▸ What is required
Skip the pictures. Transcribe the rest of the data below without changing a word.

▸ Collected data
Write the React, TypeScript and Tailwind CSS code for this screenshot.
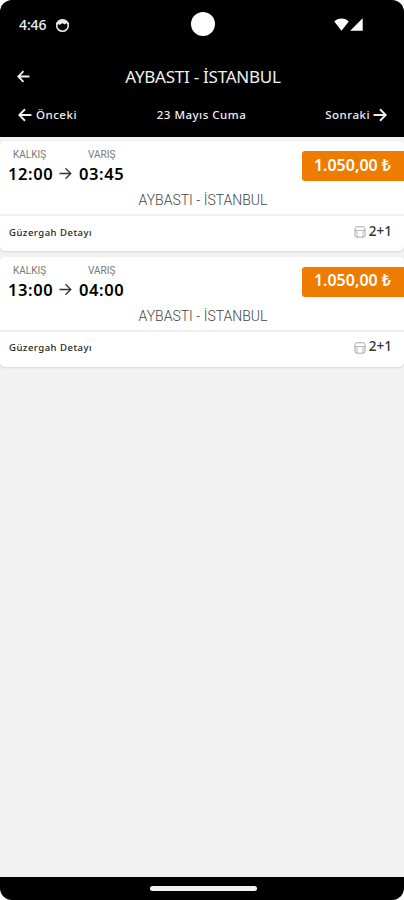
import React from 'react';

interface Trip {
  id: number;
  departure: string;
  arrival: string;
  route: string;
  price: string;
  layout: string;
}

const TRIPS: Trip[] = [
  { id: 1, departure: '12:00', arrival: '03:45', route: 'AYBASTI - İSTANBUL', price: '1.050,00 ₺', layout: '2+1' },
  { id: 2, departure: '13:00', arrival: '04:00', route: 'AYBASTI - İSTANBUL', price: '1.050,00 ₺', layout: '2+1' },
];

function Arrow({ className, flip, weight = 2.4 }: { className: string; flip?: boolean; weight?: number }) {
  return (
    <svg
      viewBox="0 0 24 24"
      fill="none"
      stroke="currentColor"
      strokeWidth={weight}
      className={`${className} shrink-0 ${flip ? 'rotate-180' : ''}`}
    >
      <path d="M1 12h21M12 2.2l9.8 9.8-9.8 9.8" />
    </svg>
  );
}

function StatusBar() {
  return (
    <div className="relative flex h-[50px] items-center justify-between pl-[19px] pr-[41px]">
      <div className="flex items-center gap-2">
        <span className="w-7 whitespace-nowrap font-['Noto_Sans',sans-serif] text-[14px] font-medium leading-none tracking-[-0.1px]">4:46</span>
        <svg viewBox="0 0 14 14" className="h-[15px] w-[15px]">
          <circle cx="7" cy="7" r="5.4" fill="none" stroke="#e8e8e8" strokeWidth="1.5" />
          <path d="M1.5 5.6C2.3 2.8 4.5 1.3 7 1.3s4.7 1.5 5.5 4.3L10.6 5 9.3 6.1 7 5 4.3 6.2z" fill="#e8e8e8" />
          <path d="M0.6 5.2l1.6-1.8v3zM13.4 5.2l-1.6-1.8v3z" fill="#e8e8e8" />
        </svg>
      </div>
      <div className="absolute left-[191px] top-3 h-6 w-6 rounded-full bg-white" />
      <div className="-mt-[2px] flex items-center gap-px">
        <svg viewBox="0 0 15 13" className="h-[13px] w-[15px]">
          <path d="M0.3 3.6C2 1.6 4.6 0.5 7.5 0.5s5.5 1.1 7.2 3.1L7.5 12.8z" fill="#fff" />
        </svg>
        <svg viewBox="0 0 13 13" className="h-[13px] w-[13px]">
          <path d="M12.7 0.3v12.5H0.2z" fill="#fff" />
        </svg>
      </div>
    </div>
  );
}

function Header() {
  return (
    <header className="h-[137px] shrink-0 bg-black text-[#f0f0f0]">
      <StatusBar />
      <div className="flex h-[52px] items-center pl-[17px] pr-[15px]">
        <Arrow flip weight={3.4} className="h-[13px] w-[13px]" />
        <h1 className="flex-1 whitespace-nowrap pt-px text-center font-['Noto_Sans',sans-serif] text-[17px] font-normal tracking-[-0.25px]">
          AYBASTI - İSTANBUL
        </h1>
        <span className="w-[13px]" />
      </div>
      <div className="flex h-[26px] items-center justify-between pl-[18px] pr-[17px] font-['Noto_Sans',sans-serif] text-[11.5px] font-medium tracking-[0.5px]">
        <span className="flex w-[70px] items-center gap-1">
          <Arrow flip weight={3.2} className="h-[14px] w-[14px]" />
          Önceki
        </span>
        <span className="whitespace-nowrap">23 Mayıs Cuma</span>
        <span className="flex w-[72px] items-center justify-end gap-[3px]">
          Sonraki
          <Arrow weight={3.2} className="h-[14px] w-[14px]" />
        </span>
      </div>
    </header>
  );
}

function SeatIcon() {
  return (
    <svg viewBox="0 0 12 12" fill="none" stroke="#a8a8a8" className="mt-[2px] h-3 w-3">
      <rect x="1" y="0.8" width="10" height="10.4" rx="2" />
      <path d="M0.5 4.5h11M3 4.8v6M9 4.8v6" strokeWidth="0.8" />
    </svg>
  );
}

function TripCard({ trip }: { trip: Trip }) {
  return (
    <article className="h-[110px] rounded-[5px] bg-white shadow-[0_1px_2px_rgba(0,0,0,0.12)]">
      <div className="h-[75px] border-b-2 border-[#f0f0f0]">
        <div className="flex h-[45px] justify-between">
          <div className="flex pl-2 pt-[7px] font-['Noto_Sans',sans-serif] text-black">
            <div className="w-[51px]">
              <span className="block pl-[5px] font-[Roboto,sans-serif] text-[10px] leading-[14px] text-[#777]">KALKIŞ</span>
              <span className="block whitespace-nowrap pt-px text-[16.5px] font-semibold leading-[22px] tracking-[0.6px]">{trip.departure}</span>
            </div>
            <Arrow weight={2.4} className="mt-[19px] h-[13px] w-[13px] text-[#333]" />
            <div className="ml-[7px]">
              <span className="block pl-[9px] font-[Roboto,sans-serif] text-[10px] leading-[14px] text-[#777]">VARIŞ</span>
              <span className="block whitespace-nowrap pt-px text-[16.5px] font-semibold leading-[22px] tracking-[0.6px]">{trip.arrival}</span>
            </div>
          </div>
          <div className="mt-[10px] flex h-[30px] w-[102px] items-center justify-end whitespace-nowrap rounded-l-[3px] bg-[#ee7c00] pb-[3px] pr-[13px] font-['Noto_Sans',sans-serif] text-[16px] font-semibold text-white">
            {trip.price}
          </div>
        </div>
        <p className="pl-[2px] pt-px text-center font-[Roboto,sans-serif] text-[14px] font-light leading-[27px] text-[#444]">
          {trip.route}
        </p>
      </div>
      <div className="flex h-[34px] items-center justify-between pl-[9px] pr-3 font-['Noto_Sans',sans-serif]">
        <span className="text-[9.5px] font-medium tracking-[0.5px] text-[#222]">Güzergah Detayı</span>
        <span className="-mt-1 flex items-center gap-[3px] text-[13.5px] font-medium text-[#333]">
          <SeatIcon />
          {trip.layout}
        </span>
      </div>
    </article>
  );
}

export default function App() {
  return (
    <div className="h-[900px] w-[404px] bg-white">
      <div className="flex h-full flex-col overflow-hidden rounded-[12px] bg-[#f2f2f2]">
        <Header />
        <main className="flex flex-1 flex-col gap-[5.5px] pt-1">
          {TRIPS.map((trip) => (
            <TripCard key={trip.id} trip={trip} />
          ))}
        </main>
        <footer className="flex h-[23px] shrink-0 justify-center bg-black pt-[9px]">
          <div className="ml-[2px] h-[5px] w-[107px] rounded-full bg-[#f2f2f2]" />
        </footer>
      </div>
    </div>
  );
}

▸ Output
Write the React, TypeScript and Tailwind CSS code for this screenshot.
import React from 'react';

interface Trip {
  id: number;
  departure: string;
  arrival: string;
  route: string;
  price: string;
  layout: string;
}

const TRIPS: Trip[] = [
  { id: 1, departure: '12:00', arrival: '03:45', route: 'AYBASTI - İSTANBUL', price: '1.050,00 ₺', layout: '2+1' },
  { id: 2, departure: '13:00', arrival: '04:00', route: 'AYBASTI - İSTANBUL', price: '1.050,00 ₺', layout: '2+1' },
];

function Arrow({ className, flip, weight = 2.4 }: { className: string; flip?: boolean; weight?: number }) {
  return (
    <svg
      viewBox="0 0 24 24"
      fill="none"
      stroke="currentColor"
      strokeWidth={weight}
      className={`${className} shrink-0 ${flip ? 'rotate-180' : ''}`}
    >
      <path d="M1 12h21M12 2.2l9.8 9.8-9.8 9.8" />
    </svg>
  );
}

function StatusBar() {
  return (
    <div className="relative flex h-[50px] items-center justify-between pl-[19px] pr-[41px]">
      <div className="flex items-center gap-2">
        <span className="w-7 whitespace-nowrap font-['Noto_Sans',sans-serif] text-[14px] font-medium leading-none tracking-[-0.1px]">4:46</span>
        <svg viewBox="0 0 14 14" className="h-[15px] w-[15px]">
          <circle cx="7" cy="7" r="5.4" fill="none" stroke="#e8e8e8" strokeWidth="1.5" />
          <path d="M1.5 5.6C2.3 2.8 4.5 1.3 7 1.3s4.7 1.5 5.5 4.3L10.6 5 9.3 6.1 7 5 4.3 6.2z" fill="#e8e8e8" />
          <path d="M0.6 5.2l1.6-1.8v3zM13.4 5.2l-1.6-1.8v3z" fill="#e8e8e8" />
        </svg>
      </div>
      <div className="absolute left-[191px] top-3 h-6 w-6 rounded-full bg-white" />
      <div className="-mt-[2px] flex items-center gap-px">
        <svg viewBox="0 0 15 13" className="h-[13px] w-[15px]">
          <path d="M0.3 3.6C2 1.6 4.6 0.5 7.5 0.5s5.5 1.1 7.2 3.1L7.5 12.8z" fill="#fff" />
        </svg>
        <svg viewBox="0 0 13 13" className="h-[13px] w-[13px]">
          <path d="M12.7 0.3v12.5H0.2z" fill="#fff" />
        </svg>
      </div>
    </div>
  );
}

function Header() {
  return (
    <header className="h-[137px] shrink-0 bg-black text-[#f0f0f0]">
      <StatusBar />
      <div className="flex h-[52px] items-center pl-[17px] pr-[15px]">
        <Arrow flip weight={3.4} className="h-[13px] w-[13px]" />
        <h1 className="flex-1 whitespace-nowrap pt-px text-center font-['Noto_Sans',sans-serif] text-[17px] font-normal tracking-[-0.25px]">
          AYBASTI - İSTANBUL
        </h1>
        <span className="w-[13px]" />
      </div>
      <div className="flex h-[26px] items-center justify-between pl-[18px] pr-[17px] font-['Noto_Sans',sans-serif] text-[11.5px] font-medium tracking-[0.5px]">
        <span className="flex w-[70px] items-center gap-1">
          <Arrow flip weight={3.2} className="h-[14px] w-[14px]" />
          Önceki
        </span>
        <span className="whitespace-nowrap">23 Mayıs Cuma</span>
        <span className="flex w-[72px] items-center justify-end gap-[3px]">
          Sonraki
          <Arrow weight={3.2} className="h-[14px] w-[14px]" />
        </span>
      </div>
    </header>
  );
}

function SeatIcon() {
  return (
    <svg viewBox="0 0 12 12" fill="none" stroke="#a8a8a8" className="mt-[2px] h-3 w-3">
      <rect x="1" y="0.8" width="10" height="10.4" rx="2" />
      <path d="M0.5 4.5h11M3 4.8v6M9 4.8v6" strokeWidth="0.8" />
    </svg>
  );
}

function TripCard({ trip }: { trip: Trip }) {
  return (
    <article className="h-[110px] rounded-[5px] bg-white shadow-[0_1px_2px_rgba(0,0,0,0.12)]">
      <div className="h-[75px] border-b-2 border-[#f0f0f0]">
        <div className="flex h-[45px] justify-between">
          <div className="flex pl-2 pt-[7px] font-['Noto_Sans',sans-serif] text-black">
            <div className="w-[51px]">
              <span className="block pl-[5px] font-[Roboto,sans-serif] text-[10px] leading-[14px] text-[#777]">KALKIŞ</span>
              <span className="block whitespace-nowrap pt-px text-[16.5px] font-semibold leading-[22px] tracking-[0.6px]">{trip.departure}</span>
            </div>
            <Arrow weight={2.4} className="mt-[19px] h-[13px] w-[13px] text-[#333]" />
            <div className="ml-[7px]">
              <span className="block pl-[9px] font-[Roboto,sans-serif] text-[10px] leading-[14px] text-[#777]">VARIŞ</span>
              <span className="block whitespace-nowrap pt-px text-[16.5px] font-semibold leading-[22px] tracking-[0.6px]">{trip.arrival}</span>
            </div>
          </div>
          <div className="mt-[10px] flex h-[30px] w-[102px] items-center justify-end whitespace-nowrap rounded-l-[3px] bg-[#ee7c00] pb-[3px] pr-[13px] font-['Noto_Sans',sans-serif] text-[16px] font-semibold text-white">
            {trip.price}
          </div>
        </div>
        <p className="pl-[2px] pt-px text-center font-[Roboto,sans-serif] text-[14px] font-light leading-[27px] text-[#444]">
          {trip.route}
        </p>
      </div>
      <div className="flex h-[34px] items-center justify-between pl-[9px] pr-3 font-['Noto_Sans',sans-serif]">
        <span className="text-[9.5px] font-medium tracking-[0.5px] text-[#222]">Güzergah Detayı</span>
        <span className="-mt-1 flex items-center gap-[3px] text-[13.5px] font-medium text-[#333]">
          <SeatIcon />
          {trip.layout}
        </span>
      </div>
    </article>
  );
}

export default function App() {
  return (
    <div className="h-[900px] w-[404px] bg-white">
      <div className="flex h-full flex-col overflow-hidden rounded-[12px] bg-[#f2f2f2]">
        <Header />
        <main className="flex flex-1 flex-col gap-[5.5px] pt-1">
          {TRIPS.map((trip) => (
            <TripCard key={trip.id} trip={trip} />
          ))}
        </main>
        <footer className="flex h-[23px] shrink-0 justify-center bg-black pt-[9px]">
          <div className="ml-[2px] h-[5px] w-[107px] rounded-full bg-[#f2f2f2]" />
        </footer>
      </div>
    </div>
  );
}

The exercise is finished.